The second implication is that we are controlling 100 shares of Google, worth $68,500 ($685/share x 100 shares), with $800, representing about 1% of the total value of the asset. This is what is known as leverage. We have leveraged our position 100 to 1 using options. So what’s the catch? There’s a pretty big one. If Google’s stock does reach the price level of $700 and so we stay OTM, we never get to exercise our option, and therefore lose 100% of our investment. Google is trading at $685 in mid-October and has to move $15 dollars to 700 by mid-November. The question is, do you think GOOG can move up 2% in price in one month? While this is drastically simplified, the basic logic is that you are betting on a price movement to a certain level within a specific amount of time. The riskiness of options is that timing is so crucial. If you’re off by a month, BAM!, 100% loss. Again, this is a simplified version of reality.
But let’s say price does in fact make it to the 700 strike price by November and is now trading at $715. That is a price move in Google’s stock of 4% from 685 to 715. Now you have the option to buy 100 shares of Google, which are priced at $715 for the price of $700! Assuming you have the $70,000 necessary to buy your shares at $700, you can instantly turn around and sell them at $715 each for a total of $71,500. This means you made $1,500 on your trade. Of course we have to subtract the price of the option itself which was $800, so we are left with a profit of $700 before commissions.
So where is the beauty in options? It’s in the fact that you made a 87.5% return on investment from a 4% move in Google’s stock. Mind-blowing, I know.
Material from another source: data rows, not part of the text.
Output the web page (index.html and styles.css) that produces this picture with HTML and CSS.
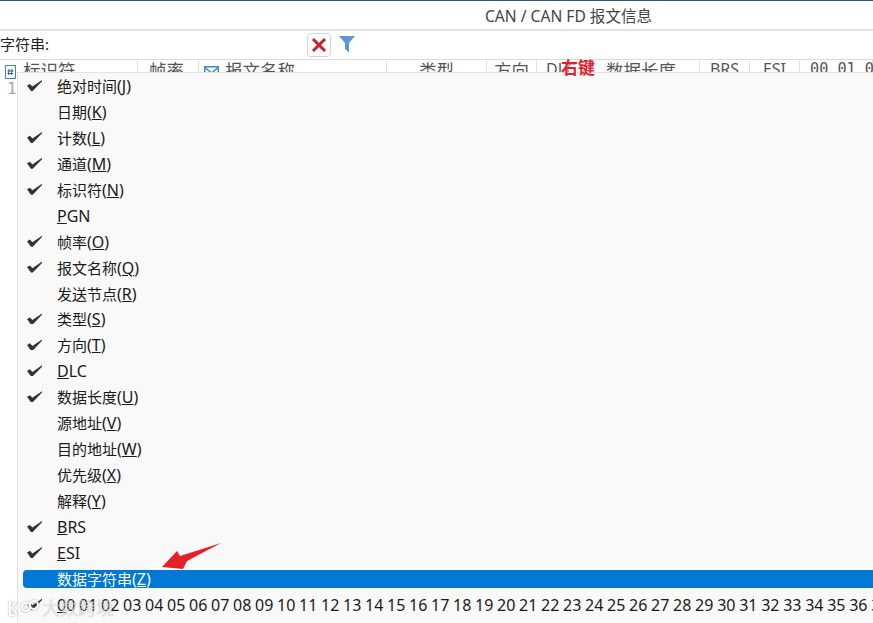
FILE: index.html
```html
<!DOCTYPE html>
<html lang="zh-CN">
<head>
    <meta charset="UTF-8">
    <meta name="viewport" content="width=device-width, initial-scale=1.0">
    <title>CAN / CAN FD 报文信息</title>
    <link rel="stylesheet" href="styles.css">
</head>
<body>
    <div class="window">
        <div class="title-bar">CAN / CAN FD 报文信息</div>

        <div class="filter-row">
            <span class="filter-label">字符串:</span>
            <button class="clear-btn" type="button" aria-label="清除">
                <svg width="16" height="16" viewBox="0 0 16 16"><path d="M2 2 L14 14 M14 2 L2 14" stroke="#c8232c" stroke-width="3" fill="none"/></svg>
            </button>
            <svg class="funnel" width="18" height="18" viewBox="0 0 18 18"><path d="M1 1 H17 L11 8 V17.5 L7 14 V8 Z" fill="#5b9bd5"/></svg>
        </div>

        <div class="table-header">
            <div class="col col-id">
                <svg class="col-icon" width="11" height="14" viewBox="0 0 11 14"><rect x="0.5" y="0.5" width="10" height="13" fill="#fff" stroke="#3f86c6"/><path d="M4 4 L3.5 10 M7 4 L6.5 10 M2.5 6 H8.5 M2.5 8.5 H8" stroke="#2a5f95" stroke-width="1"/></svg>
                <span>标识符</span>
            </div>
            <div class="col col-rate">帧率</div>
            <div class="col col-name">
                <svg class="col-icon" width="15" height="12" viewBox="0 0 15 12"><rect x="0.75" y="0.75" width="13.5" height="10.5" fill="#fff" stroke="#3f86c6" stroke-width="1.5"/><path d="M1 1.5 L7.5 7 L14 1.5" stroke="#3f86c6" stroke-width="1.5" fill="none"/></svg>
                <span>报文名称</span>
            </div>
            <div class="col col-type">类型</div>
            <div class="col col-dir">方向</div>
            <div class="col col-dlc">DLC</div>
            <div class="col col-len">数据长度</div>
            <div class="col col-brs">BRS</div>
            <div class="col col-esi">ESI</div>
            <div class="col col-data">00 01 02</div>
        </div>

        <div class="table-body">
            <div class="row-num">1</div>
        </div>

        <ul class="context-menu">
            <li class="menu-item checked">绝对时间<span class="key">(<u>J</u>)</span></li>
            <li class="menu-item">日期<span class="key">(<u>K</u>)</span></li>
            <li class="menu-item checked">计数<span class="key">(<u>L</u>)</span></li>
            <li class="menu-item checked">通道<span class="key">(<u>M</u>)</span></li>
            <li class="menu-item checked">标识符<span class="key">(<u>N</u>)</span></li>
            <li class="menu-item"><span class="key"><u>P</u>GN</span></li>
            <li class="menu-item checked">帧率<span class="key">(<u>O</u>)</span></li>
            <li class="menu-item checked">报文名称<span class="key">(<u>Q</u>)</span></li>
            <li class="menu-item">发送节点<span class="key">(<u>R</u>)</span></li>
            <li class="menu-item checked">类型<span class="key">(<u>S</u>)</span></li>
            <li class="menu-item checked">方向<span class="key">(<u>T</u>)</span></li>
            <li class="menu-item checked"><span class="key"><u>D</u>LC</span></li>
            <li class="menu-item checked">数据长度<span class="key">(<u>U</u>)</span></li>
            <li class="menu-item">源地址<span class="key">(<u>V</u>)</span></li>
            <li class="menu-item">目的地址<span class="key">(<u>W</u>)</span></li>
            <li class="menu-item">优先级<span class="key">(<u>X</u>)</span></li>
            <li class="menu-item">解释<span class="key">(<u>Y</u>)</span></li>
            <li class="menu-item checked"><span class="key"><u>B</u>RS</span></li>
            <li class="menu-item checked"><span class="key"><u>E</u>SI</span></li>
            <li class="menu-item active">数据字符串<span class="key">(<u>Z</u>)</span></li>
            <li class="menu-item checked bytes"><u>0</u>0 01 02 03 04 05 06 07 08 09 10 11 12 13 14 15 16 17 18 19 20 21 22 23 24 25 26 27 28 29 30 31 32 33 34 35 36 37</li>
        </ul>

        <span class="note-label">右键</span>
        <svg class="note-arrow" width="62" height="28" viewBox="0 0 62 28"><path d="M1 25 L16 9 L19 14 L60 1 L26 19 L22 27 Z" fill="#e5202b"/></svg>

        <div class="watermark">
            <svg width="32" height="18" viewBox="0 0 32 18"><path d="M2 2 V16 H7 M8 3 L4 9 L9 15 M14 8 a4 4 0 1 1 8 0 a4 4 0 1 1 -8 0 M22 6 a4 4 0 1 1 8 0 a4 4 0 0 1 -8 0" stroke="#fff" stroke-width="2" fill="none"/></svg>
            <span>大数跨境</span>
        </div>
    </div>
</body>
</html>
```

FILE: styles.css
```css
* {
    margin: 0;
    padding: 0;
    box-sizing: border-box;
}

body {
    font-family: "Noto Sans", "Noto Sans CJK SC", sans-serif;
    background: white;
    overflow: hidden;
}

.window {
    position: relative;
    width: 873px;
    height: 623px;
    overflow: hidden;
    border-top: 1px solid #2f5580;
}

.title-bar {
    height: 30px;
    border-bottom: 2px solid #e3e3e3;
    padding-left: 485px;
    font-size: 15.6px;
    line-height: 30px;
    color: #444;
    white-space: nowrap;
}

.filter-row {
    display: flex;
    align-items: center;
    height: 28px;
}

.filter-label {
    width: 307px;
    margin-top: -4px;
    font-size: 15px;
    color: #222;
    white-space: nowrap;
}

.clear-btn {
    display: flex;
    align-items: center;
    justify-content: center;
    width: 24px;
    height: 24px;
    background: white;
    border: 1px solid #d5d5d5;
    border-radius: 4px;
}

.funnel {
    margin-left: 7px;
    margin-top: -2px;
}

.table-header {
    display: flex;
    height: 20px;
    border-top: 1px solid #dcdcdc;
    font-size: 17.5px;
    color: #555;
}

.col {
    display: flex;
    align-items: center;
    justify-content: center;
    gap: 6px;
    height: 100%;
    padding-bottom: 1px;
    border-right: 1px solid #e0e0e0;
    white-space: nowrap;
    overflow: hidden;
    flex-shrink: 0;
}

.col svg {
    margin-top: 5px;
    flex-shrink: 0;
}

.col-id {
    width: 138px;
    justify-content: flex-start;
    padding-left: 5px;
    gap: 7px;
}

.col-rate {
    width: 61px;
    padding-right: 3px;
}

.col-name {
    width: 188px;
    justify-content: flex-start;
    padding-left: 5px;
}

.col-type {
    width: 100px;
}

.col-dir {
    width: 50px;
}

.col-dlc {
    width: 53px;
    font-size: 16px;
    justify-content: flex-start;
    padding-left: 9px;
}

.col-len {
    width: 110px;
    justify-content: flex-start;
    padding-left: 16px;
}

.col-brs {
    width: 50px;
    font-size: 16px;
}

.col-esi {
    width: 50px;
    font-size: 16px;
}

.col-data {
    width: 73px;
    justify-content: flex-start;
    padding-left: 10px;
    font-family: "DejaVu Sans Mono", monospace;
    font-size: 15.2px;
    overflow: visible;
}

.table-body {
    padding: 1px 0 0 7px;
}

.row-num {
    font-family: "DejaVu Sans Mono", monospace;
    font-size: 16px;
    line-height: 18px;
    color: #a8a8a8;
}

.context-menu {
    position: absolute;
    left: 17px;
    top: 71px;
    width: 900px;
    height: 560px;
    padding-top: 1px;
    list-style: none;
    background: #f9f9f9;
    border-top: 1px solid #e2e2e2;
    border-left: 1px solid #e2e2e2;
}

.menu-item {
    position: relative;
    height: 25.95px;
    padding-left: 39px;
    font-size: 15px;
    line-height: 25px;
    color: #1a1a1a;
    white-space: nowrap;
}

.key {
    font-size: 16px;
}

.menu-item.checked::before {
    content: "";
    position: absolute;
    left: 9px;
    top: 6px;
    width: 15px;
    height: 11px;
    background: #333;
    clip-path: polygon(0 50%, 20% 36%, 36% 60%, 100% 0, 100% 12%, 38% 100%, 26% 100%);
}

.menu-item.active {
    isolation: isolate;
    color: white;
}

.menu-item.active::after {
    content: "";
    position: absolute;
    left: 5px;
    right: 0;
    top: 3px;
    height: 18px;
    background: #0078d4;
    border-radius: 4px 0 0 4px;
    z-index: -1;
}

.menu-item.bytes {
    font-size: 16px;
    word-spacing: -0.46px;
}

.note-label {
    position: absolute;
    left: 561px;
    top: 55px;
    font-size: 17px;
    font-weight: 700;
    line-height: 24px;
    color: #e5202b;
    text-shadow: 0 0 2px white;
}

.note-arrow {
    position: absolute;
    left: 161px;
    top: 541px;
}

.watermark {
    position: absolute;
    left: 8px;
    top: 596px;
    display: flex;
    align-items: center;
    gap: 2px;
    font-size: 18px;
    line-height: 22px;
    color: rgba(255, 255, 255, 0.5);
    text-shadow: 0 0 1px rgba(120, 120, 120, 0.45);
}

.watermark svg {
    filter: drop-shadow(0 0 1px rgba(120, 120, 120, 0.6));
}
```
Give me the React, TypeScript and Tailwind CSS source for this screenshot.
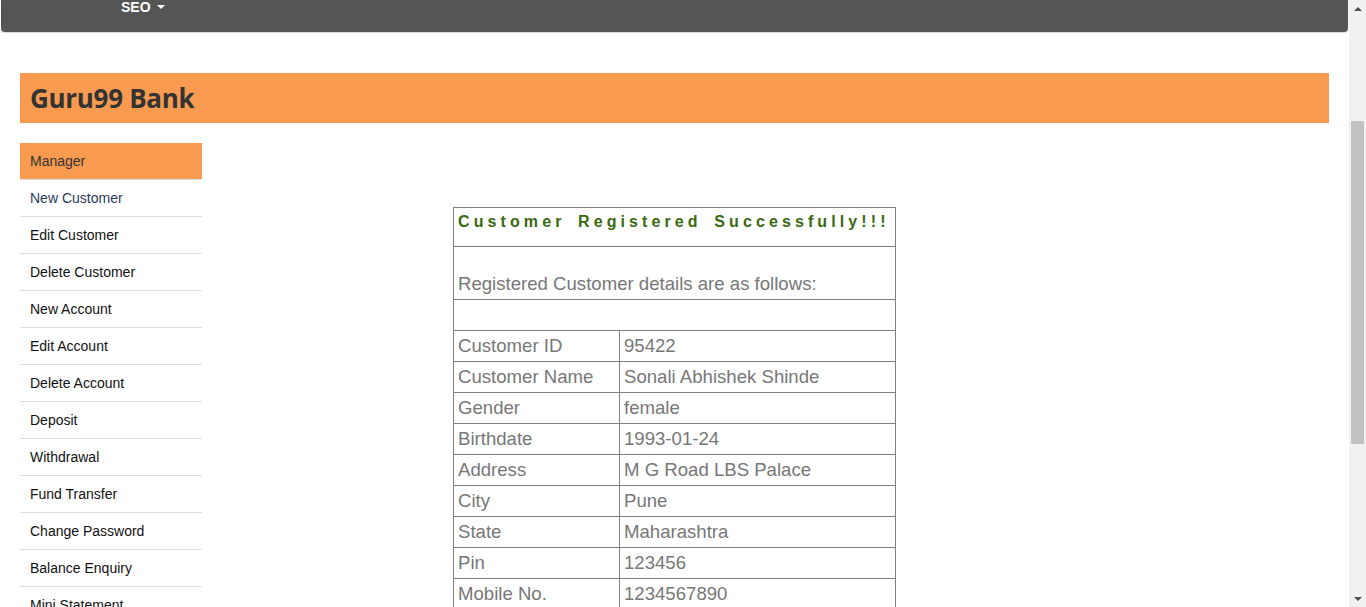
import React from "react";

const menu = [
  "Manager",
  "New Customer",
  "Edit Customer",
  "Delete Customer",
  "New Account",
  "Edit Account",
  "Delete Account",
  "Deposit",
  "Withdrawal",
  "Fund Transfer",
  "Change Password",
  "Balance Enquiry",
  "Mini Statement",
];

const details: [string, string][] = [
  ["Customer ID", "95422"],
  ["Customer Name", "Sonali Abhishek Shinde"],
  ["Gender", "female"],
  ["Birthdate", "1993-01-24"],
  ["Address", "M G Road LBS Palace"],
  ["City", "Pune"],
  ["State", "Maharashtra"],
  ["Pin", "123456"],
  ["Mobile No.", "1234567890"],
  ["Email", "sonali@test.com"],
];

function Scrollbar() {
  return (
    <div className="w-[17px] h-full bg-[#f1f1f1] flex flex-col items-center shrink-0">
      <div className="h-[17px] w-full flex items-center justify-center">
        <div className="w-0 h-0 border-l-[4px] border-r-[4px] border-b-[4px] border-l-transparent border-r-transparent border-b-[#505050]" />
      </div>
      <div className="mt-[104px] w-[13px] h-[323px] bg-[#c1c1c1]" />
      <div className="flex-1" />
      <div className="h-[17px] w-full flex items-center justify-center">
        <div className="w-0 h-0 border-l-[4px] border-r-[4px] border-t-[4px] border-l-transparent border-r-transparent border-t-[#505050]" />
      </div>
    </div>
  );
}

export default function App() {
  return (
    <div className="w-[1366px] h-[607px] overflow-hidden flex bg-white font-['Liberation_Sans',Arial,sans-serif]">
      <div className="w-[1349px] h-full overflow-hidden">
        {/* top nav, scrolled partly out of view */}
        <div className="mx-[1px] h-[32px] bg-[#555555] rounded-b-[4px] shadow-[0_1px_1px_rgba(0,0,0,0.15)] pl-[120px] flex items-start">
          <span className="flex items-center gap-[6px] text-white font-bold text-[14px] leading-[14px]">
            SEO
            <span className="w-0 h-0 border-l-[4px] border-r-[4px] border-t-[4px] border-l-transparent border-r-transparent border-t-white" />
          </span>
        </div>

        <div className="mx-[20px] mt-[41px] h-[50px] bg-[#f89b50] flex items-center px-[10px]">
          <h1 className="text-[26px] font-bold text-[#333333] font-['Open_Sans',sans-serif] tracking-[-0.3px]">
            Guru99 Bank
          </h1>
        </div>

        <div className="flex mx-[20px] mt-[20px]">
          <ul className="w-[182px] shrink-0 text-[14px]">
            {menu.map((m, i) => (
              <li
                key={m}
                className={
                  i === 0
                    ? "h-[37px] bg-[#f89b50] border-b border-[#dddddd] px-[10px] flex items-center text-[#333333]"
                    : i === 1
                    ? "h-[37px] border-b border-[#dddddd] px-[10px] flex items-center text-[#2a3a5a]"
                    : "h-[37px] border-b border-[#dddddd] px-[10px] flex items-center text-[#111111]"
                }
              >
                {m}
              </li>
            ))}
          </ul>

          <div className="ml-[251px] mt-[64px]">
            <table className="w-[443px] border-collapse border border-[#808080] text-[18.6px] text-[#777777]">
              <tbody>
                <tr className="h-[39px]">
                  <td colSpan={2} className="border border-[#808080] px-[4px] align-top pt-[2px]">
                    <p className="text-[16px] font-bold text-[#3a6a10] tracking-[4.1px] [word-spacing:4px] whitespace-nowrap">
                      Customer Registered Successfully!!!
                    </p>
                  </td>
                </tr>
                <tr className="h-[53px]">
                  <td colSpan={2} className="border border-[#808080] px-[4px] align-bottom pb-[1px]">
                    Registered Customer details are as follows:
                  </td>
                </tr>
                <tr className="h-[31px]">
                  <td colSpan={2} className="border border-[#808080]" />
                </tr>
                {details.map(([k, v]) => (
                  <tr key={k} className="h-[31px]">
                    <td className="w-[166px] border border-[#808080] px-[4px] leading-[30px]">{k}</td>
                    <td className="border border-[#808080] px-[4px] leading-[30px]">{v}</td>
                  </tr>
                ))}
              </tbody>
            </table>
          </div>
        </div>
      </div>
      <Scrollbar />
    </div>
  );
}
Options can get very complicated as investors build complex positions involving multiple derivatives. By doing so, they can reduce risk by hedging, they can bet on changes in volatility, and they can eliminate price direction bias from a position. The article above describes trading of naked options, meaning one basic options position. This was a demonstration of the basics and most institutional traders will not trade in this fashion as it involves way too much risk, which they can effectively eliminate by building options positions.